Many will point to his 2013 single ‘Rihanna’ as the starting point of his happiness in Nigerian pop culture, and they aren’t intrinsically wrong. Prior to that wonder-jam, the man hadn’t seen much come his way by acceptance.
Orezi had an EP released in 2010. It was titled “I No Fit Lie”, and housed decent tracks such as ‘High B.P’, and ‘I no fit lie’. But that was just a snippet of his ability. Time and experience has honed him into a fine pop artiste, and more hits such as ‘You garrit’, ‘Shoki’, Booty Bounce’ and Shuperu’ has been spawned. He has put forward his next foot, and released his debut studio album “The Ghen Ghen”.
First time lucky, as no one but an inveterate, deluded trier says. Still, that's the case here. “The Ghen Ghen” is as inspired by pop culture as every other single he has put out has been, a 75-minute, 21-song journey through every idea in Orezi’s cranium.
A number of these songs are amazing. The “The Ghen Ghen” album was crafted with an eye on slotting seamlessly into pop culture, while serving the best of music. Orezi harmoniously weaves in and out of genres, in ways so beautiful and mundane, and keeps you listening.

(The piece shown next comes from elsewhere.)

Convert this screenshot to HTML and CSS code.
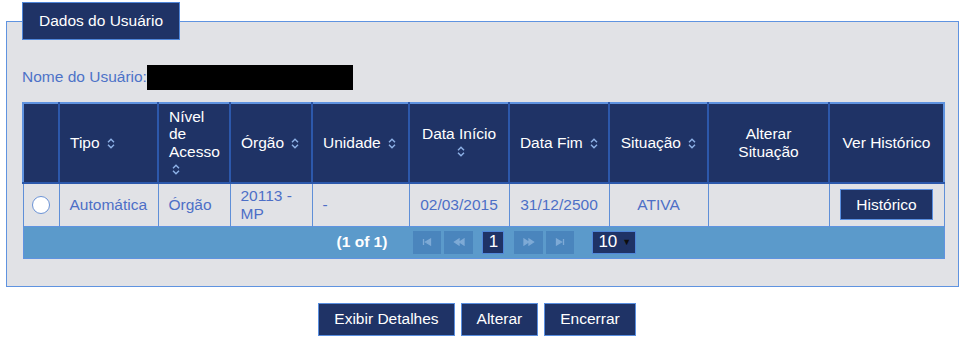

Less of a concept album, more of a patchwork, “The Ghen Ghen” runs together not so much seamlessly as breathlessly. The unusually smooth transitions from the personal and direct lyrical flow of the opener ‘Asiko’ to the cocky-Afrobeat glam thumping of ‘Maserati' ("I woke up in a new Maseratti") to the gorgeous banging club-lovers dancing of ‘Shuperu remix' with Davido feel like they're leading to something, but it's illusory.
Soon everything's thrown into the mix – another meaningless but dance-worthy waist-rolling commercial music aptly titled ‘Low low' ("I get money for back, I get money to dash, wind am for me like that, roll your big yansh”), Then interestingly, some soothing deep, inspirational Afrobeat number which Fela would have approved fondly on 'Double your hustle' – as snippets of other genres flash by, until a stop at the heavy collaboration ‘Big Something’ which has the mastery of Flavour, and the genuine joy of M.I Abaga.
Another heavy hitting collaboration comes along just fine as pop stars Wizkid and Timaya find home in ‘Ogede’. Further down, Ice Prince brings on his versatile lines on ‘Jesus Pikin’, and 9ice is still a work in progress on ‘Da party ru’.
This attention-grabbing approach works. It comes off as a burst of colour, a true African pop effervescence with little room for the dull stuff. Maybe it would've been nice if Orezi added more experimentation and some more flavour to, say, the romantic romp of 'Sweet Yarinya’ and ‘Selfie with you’, but that wouldn't be the point. It’s “The Ghen Ghen” album and Orezi is doing what he wants. And, this time, others will want it too.